Objective
Show all lines from the data that include the word "code".

Records shown
■ ■ ■ ■

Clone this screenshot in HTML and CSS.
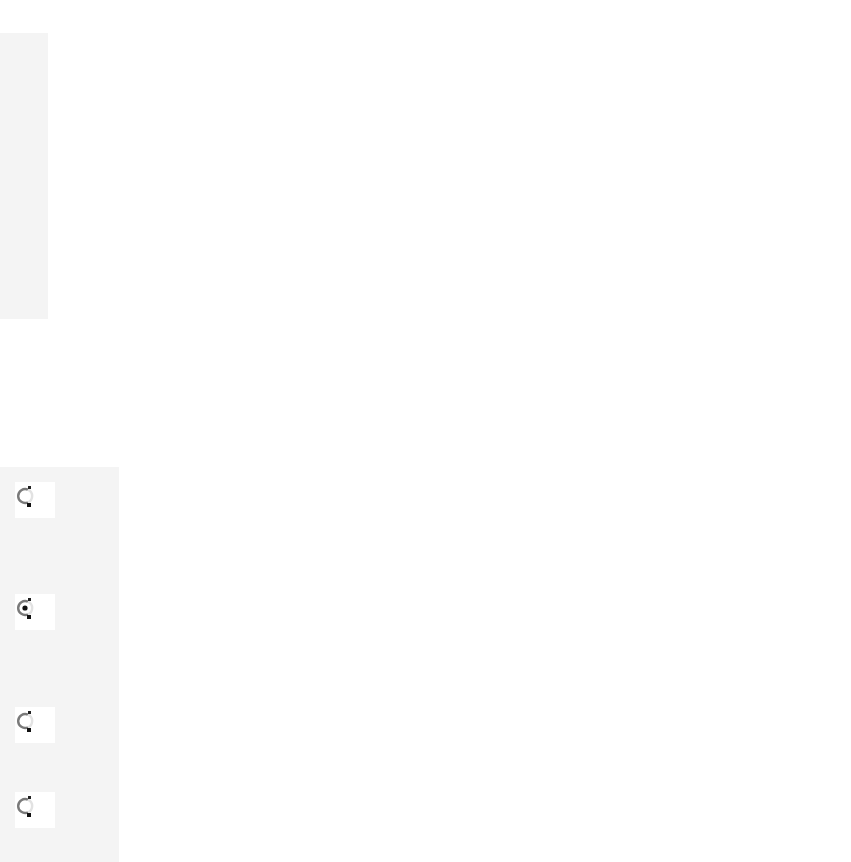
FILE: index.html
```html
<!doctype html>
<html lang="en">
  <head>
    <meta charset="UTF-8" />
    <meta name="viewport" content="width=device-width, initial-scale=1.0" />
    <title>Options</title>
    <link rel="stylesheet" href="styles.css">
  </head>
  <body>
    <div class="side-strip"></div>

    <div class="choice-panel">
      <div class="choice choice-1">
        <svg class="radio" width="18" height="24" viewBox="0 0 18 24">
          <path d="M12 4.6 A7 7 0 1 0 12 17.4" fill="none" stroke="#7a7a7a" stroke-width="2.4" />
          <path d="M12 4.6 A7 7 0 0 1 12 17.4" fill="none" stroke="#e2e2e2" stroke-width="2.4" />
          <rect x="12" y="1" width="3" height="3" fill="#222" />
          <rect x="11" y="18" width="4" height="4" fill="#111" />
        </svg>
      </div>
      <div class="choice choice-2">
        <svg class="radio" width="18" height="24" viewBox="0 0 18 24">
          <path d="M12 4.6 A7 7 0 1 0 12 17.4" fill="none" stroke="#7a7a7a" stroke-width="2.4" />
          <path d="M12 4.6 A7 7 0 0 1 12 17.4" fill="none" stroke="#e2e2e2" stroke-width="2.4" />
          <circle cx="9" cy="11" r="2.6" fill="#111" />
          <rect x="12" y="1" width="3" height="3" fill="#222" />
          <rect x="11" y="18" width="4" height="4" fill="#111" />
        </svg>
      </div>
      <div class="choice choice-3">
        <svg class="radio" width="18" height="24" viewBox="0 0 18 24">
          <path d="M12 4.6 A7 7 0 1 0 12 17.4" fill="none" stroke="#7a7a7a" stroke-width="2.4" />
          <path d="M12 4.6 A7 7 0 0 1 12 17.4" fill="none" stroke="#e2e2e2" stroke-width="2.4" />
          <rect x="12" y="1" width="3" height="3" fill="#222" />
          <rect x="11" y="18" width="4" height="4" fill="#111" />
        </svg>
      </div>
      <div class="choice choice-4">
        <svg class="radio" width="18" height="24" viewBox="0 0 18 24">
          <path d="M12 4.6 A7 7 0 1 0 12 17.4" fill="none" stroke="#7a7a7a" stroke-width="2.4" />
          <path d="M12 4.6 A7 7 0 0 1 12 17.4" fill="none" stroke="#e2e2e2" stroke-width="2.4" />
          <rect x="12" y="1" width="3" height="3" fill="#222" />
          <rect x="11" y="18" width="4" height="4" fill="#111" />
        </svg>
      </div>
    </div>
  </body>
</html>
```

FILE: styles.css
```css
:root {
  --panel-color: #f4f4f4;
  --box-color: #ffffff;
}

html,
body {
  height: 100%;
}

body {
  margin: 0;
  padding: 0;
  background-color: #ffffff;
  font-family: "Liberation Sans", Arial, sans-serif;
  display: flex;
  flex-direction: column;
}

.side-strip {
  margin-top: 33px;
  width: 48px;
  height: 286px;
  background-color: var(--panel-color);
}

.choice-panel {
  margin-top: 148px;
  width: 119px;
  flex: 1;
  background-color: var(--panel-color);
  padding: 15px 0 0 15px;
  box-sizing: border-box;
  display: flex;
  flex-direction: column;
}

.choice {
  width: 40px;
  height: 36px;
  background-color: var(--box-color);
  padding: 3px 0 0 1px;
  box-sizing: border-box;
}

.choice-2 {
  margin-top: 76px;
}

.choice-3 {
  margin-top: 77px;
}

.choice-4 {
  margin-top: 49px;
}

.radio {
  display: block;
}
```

■ ■ ■ ■

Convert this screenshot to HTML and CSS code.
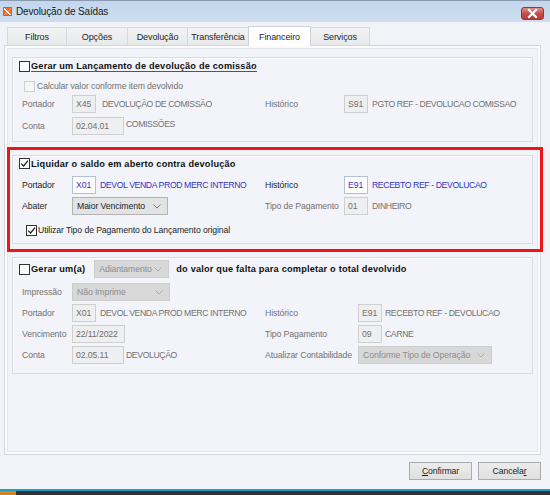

■ ■ ■ ■

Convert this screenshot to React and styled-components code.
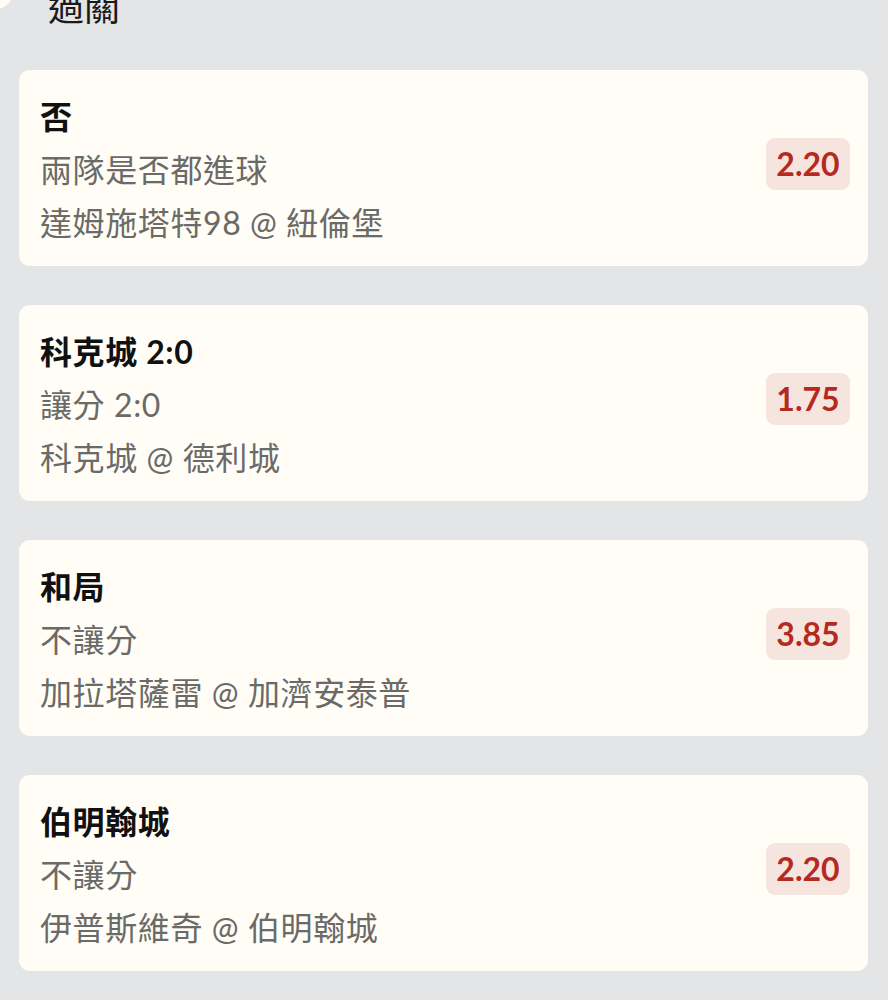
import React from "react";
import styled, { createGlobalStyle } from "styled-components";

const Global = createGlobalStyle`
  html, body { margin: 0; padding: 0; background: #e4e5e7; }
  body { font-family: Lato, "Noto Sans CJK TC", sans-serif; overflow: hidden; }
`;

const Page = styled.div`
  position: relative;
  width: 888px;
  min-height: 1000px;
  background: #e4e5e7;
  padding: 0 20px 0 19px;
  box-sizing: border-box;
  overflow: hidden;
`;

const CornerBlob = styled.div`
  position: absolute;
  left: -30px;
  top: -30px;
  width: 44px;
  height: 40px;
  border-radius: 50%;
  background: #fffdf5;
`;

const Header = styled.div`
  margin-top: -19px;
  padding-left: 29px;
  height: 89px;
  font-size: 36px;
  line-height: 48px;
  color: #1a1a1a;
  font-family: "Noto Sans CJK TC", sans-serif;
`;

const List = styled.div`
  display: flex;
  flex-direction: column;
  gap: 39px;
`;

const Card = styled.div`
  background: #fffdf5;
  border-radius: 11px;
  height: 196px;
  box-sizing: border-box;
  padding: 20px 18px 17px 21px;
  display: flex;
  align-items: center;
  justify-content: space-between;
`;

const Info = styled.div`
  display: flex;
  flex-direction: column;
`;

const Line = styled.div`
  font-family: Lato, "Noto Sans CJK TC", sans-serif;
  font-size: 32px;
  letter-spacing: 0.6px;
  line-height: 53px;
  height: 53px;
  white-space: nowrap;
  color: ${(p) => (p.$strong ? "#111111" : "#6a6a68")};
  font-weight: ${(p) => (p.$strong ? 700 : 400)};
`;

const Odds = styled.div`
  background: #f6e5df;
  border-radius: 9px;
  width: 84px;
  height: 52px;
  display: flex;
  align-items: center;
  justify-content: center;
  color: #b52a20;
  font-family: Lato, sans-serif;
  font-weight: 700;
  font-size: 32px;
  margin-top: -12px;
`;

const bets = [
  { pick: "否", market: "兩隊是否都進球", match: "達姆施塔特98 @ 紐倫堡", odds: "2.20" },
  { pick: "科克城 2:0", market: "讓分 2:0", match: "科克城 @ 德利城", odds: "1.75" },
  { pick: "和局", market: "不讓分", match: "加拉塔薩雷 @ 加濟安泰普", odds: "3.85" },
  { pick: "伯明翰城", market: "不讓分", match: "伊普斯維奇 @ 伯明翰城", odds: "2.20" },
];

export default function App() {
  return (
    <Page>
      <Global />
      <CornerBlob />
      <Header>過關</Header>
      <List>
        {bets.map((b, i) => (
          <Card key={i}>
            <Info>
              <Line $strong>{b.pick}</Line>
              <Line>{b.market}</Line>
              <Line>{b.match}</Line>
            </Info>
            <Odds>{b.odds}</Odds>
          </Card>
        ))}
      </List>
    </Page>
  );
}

■ ■ ■ ■

Output for this exercise
Convert this screenshot to HTML and CSS code.
Convert this screenshot to React and styled-components code.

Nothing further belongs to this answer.